Aron Ralston, Danny Boyle and James Franco at the London premiere of "127 Hours."

Credit: AP Photo

Contender Countdown: '127 Hours' and 'Winter's Bone' fight for the 10th slot

Plus: Some thoughts on Ricky Gervais and the HFPA

Before we tackled the best picture race leading up to Tuesday's nominations, some final key thoughts on Sunday's night's Golden Globes.

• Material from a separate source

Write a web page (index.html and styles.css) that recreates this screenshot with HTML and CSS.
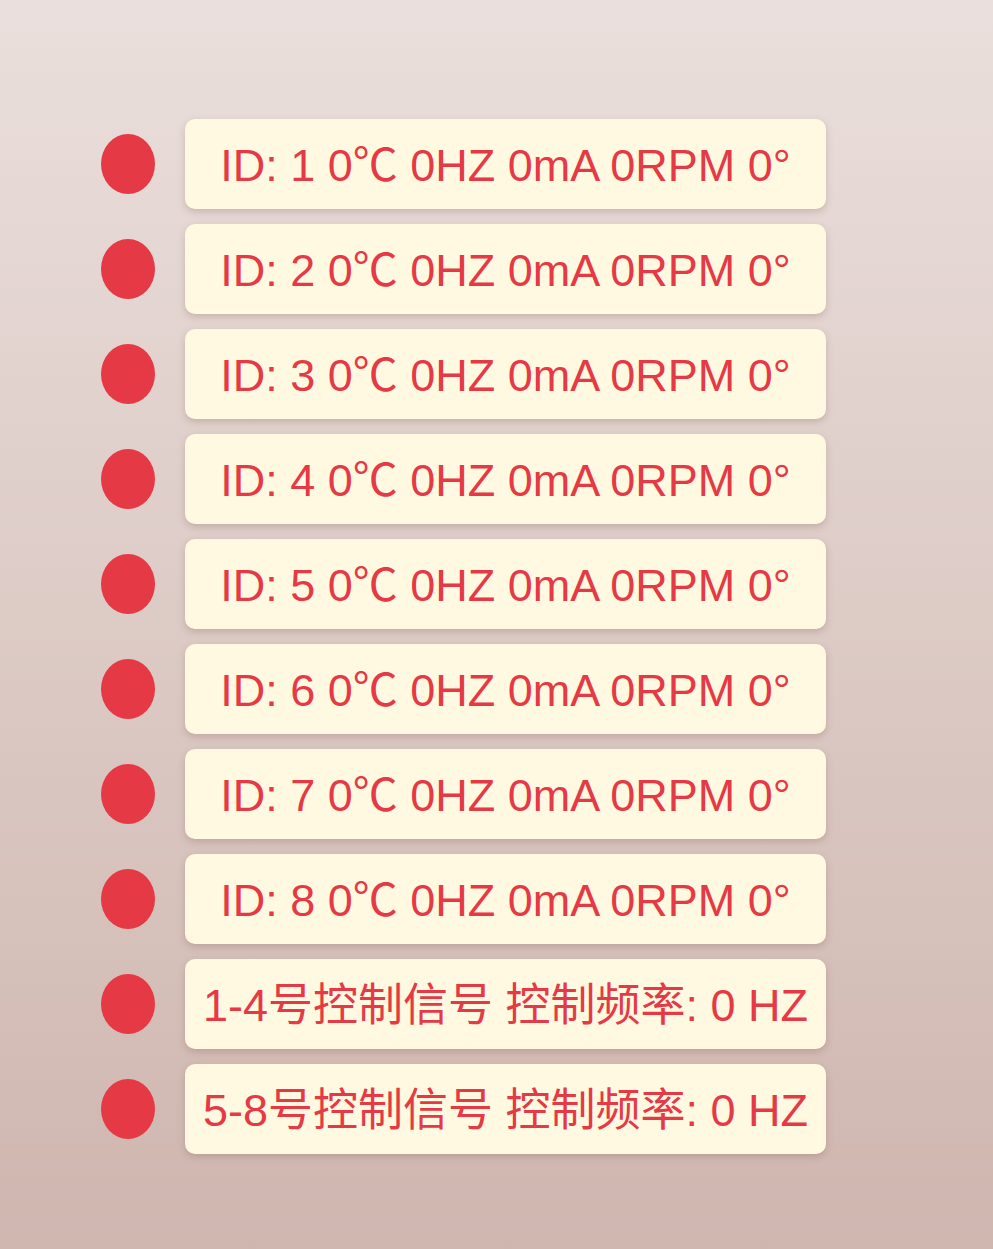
FILE: index.html
```html
<!DOCTYPE html>
<html>
<head>
    <meta charset="utf-8">
    <title>电机状态</title>
    <link rel="stylesheet" href="styles.css">
</head>
<body>
    <div class="lista-motores">
        <div class="fila"><span class="led"></span><div class="tarjeta">ID: 1 0℃ 0HZ 0mA 0RPM 0°</div></div>
        <div class="fila"><span class="led"></span><div class="tarjeta">ID: 2 0℃ 0HZ 0mA 0RPM 0°</div></div>
        <div class="fila"><span class="led"></span><div class="tarjeta">ID: 3 0℃ 0HZ 0mA 0RPM 0°</div></div>
        <div class="fila"><span class="led"></span><div class="tarjeta">ID: 4 0℃ 0HZ 0mA 0RPM 0°</div></div>
        <div class="fila"><span class="led"></span><div class="tarjeta">ID: 5 0℃ 0HZ 0mA 0RPM 0°</div></div>
        <div class="fila"><span class="led"></span><div class="tarjeta">ID: 6 0℃ 0HZ 0mA 0RPM 0°</div></div>
        <div class="fila"><span class="led"></span><div class="tarjeta">ID: 7 0℃ 0HZ 0mA 0RPM 0°</div></div>
        <div class="fila"><span class="led"></span><div class="tarjeta">ID: 8 0℃ 0HZ 0mA 0RPM 0°</div></div>
        <div class="fila"><span class="led"></span><div class="tarjeta">1-4号控制信号 控制频率: 0 HZ</div></div>
        <div class="fila"><span class="led"></span><div class="tarjeta">5-8号控制信号 控制频率: 0 HZ</div></div>
    </div>
</body>
</html>
```

FILE: styles.css
```css
body {
    margin: 0;
    min-height: 1249px;
    font-family: "Liberation Sans", "Noto Sans CJK SC", sans-serif;
    background: linear-gradient(to bottom, #eadfdc, #cfb6af);
}

.lista-motores {
    display: flex;
    flex-direction: column;
    gap: 15px;
    padding: 119px 0 0 101px;
}

.fila {
    display: flex;
    align-items: center;
    gap: 30px;
}

/* indicador de estado */
.led {
    width: 54px;
    height: 60px;
    border-radius: 50%;
    background-color: #e63946;
}

.tarjeta {
    width: 641px;
    height: 90px;
    box-sizing: border-box;
    padding-bottom: 5px;
    display: flex;
    align-items: center;
    justify-content: center;
    white-space: nowrap;
    background-color: #fef9e0;
    border-radius: 10px;
    box-shadow: 0 3px 7px rgba(120, 80, 70, 0.25);
    color: #e63946;
    font-size: 45px;
}
```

The HFPA has a major public relations problem...again.
Over the past decade many members of the Hollywood Foreign Press Association worked very hard to change the perception of the exclusive and quirky org.  Ever since stories of actors such as Sharon Stone sending expensive watches to members to try and land a nomination had became known in the mainstream media, the HFPA had put in strict rules and seemed very intent on lessening the studio's influence on the Golden Globes nominees and winners. Especially during a time when the Globes ratings were going upward and big brother, the Academy Awards, were falling.  When the writer's strike occurred in late 2007, awards season came to a grinding halt and the HFPA came up with an embarrassingly lame press conference show to try to salvage their lucrative contract with NBC. The fact they insisted on the presentation should have been the first sign things weren't as kosher as they seemed. Then came new President Philip Berk, a gentleman who doesn't seem to have a sense of humor and appears to want to have a swift temper instead.  Berk was largely responsible for the ouster of the Michael Russell Group, a publicity firm that had been the HFPA's biggest ally for two decades.  You can learn about the gory details here, but the resulting lawsuit filed over the past week accused the organization of participating in payola (uh oh).  Even if it can't be proven in court, it's damning in the court of public opinion, the media and the industry.  Worse, those charges came just a month after the HFPA picked some of their most ludicrous and star-[expletive] nominations in years in the comedy or musical categories ("The Tourist," "Red") and has eyebrow raising nods for Scott Caan and Piper Perabo on the television side.  And you know things aren't going well when your Cecil B. DeMille winner, Robert De Niro, is ripping your organization in his acceptance speech.  The HFPA now have a whole year to try and turn things around.  Good luck with that fellas.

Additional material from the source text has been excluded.